Many Iranians are still resolved to boycott the vote. Mahsa, a 34-year-old accountant in Isfahan, said she would not cast a ballot and was not buying the logic that she had to pick between “bad and worse.”

But others said in interviews and on social media that they were having a change of heart, mostly because they were terrified of Jalili’s ascent.

Babak, a 37-year-old businessperson in Tehran who asked that his last name be withheld out of fear of retribution, said he and family members would break their boycott and vote for Pezeshkian. “We kept going back and forth on what to do, and at the end we decided we must try to stop Jalili, otherwise we will suffer more,” he said.

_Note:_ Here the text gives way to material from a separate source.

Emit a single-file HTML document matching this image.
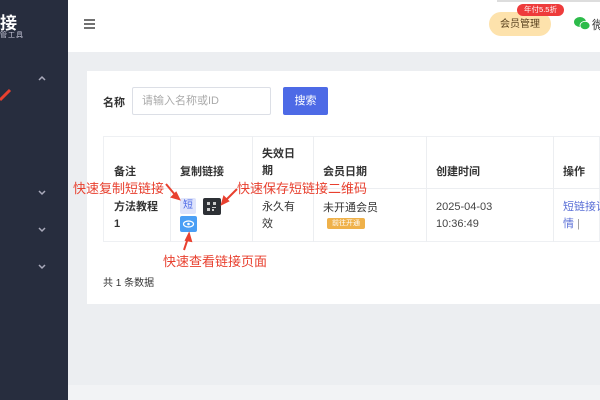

A prominent political activist who had not voted in the first round, Keyvan Samimi, said in a video message posted on social media from Tehran that he had decided to back Pezeshkian. “We are casting a protest vote to save Iran,” he said. The frenzy against Jalili has intensified as the vote has drawn near. Prominent political figures compared him to the Taliban and accused him of running a “shadow government.”

Jalili’s supporters pushed back, accusing the reformists of name-calling and fearmongering. They counterattacked by characterizing Pezeshkian as a puppet of the former moderate president, Hassan Rouhani. They have said the doctor lacks a real plan and was overreaching on issues that would fall outside his authority as president — particularly his promise to abolish the widely detested morality police and normalize ties with the United States.

Reza Salehi, 42, a conservative who works in public relations and campaigned for Jalili, said in an interview from Tehran that “Mr. Jalili is absolutely not dogmatic.” He added that the candidate was better prepared to govern and that the so-called shadow government was more similar to a think tank and not the sinister plot that his rivals claimed.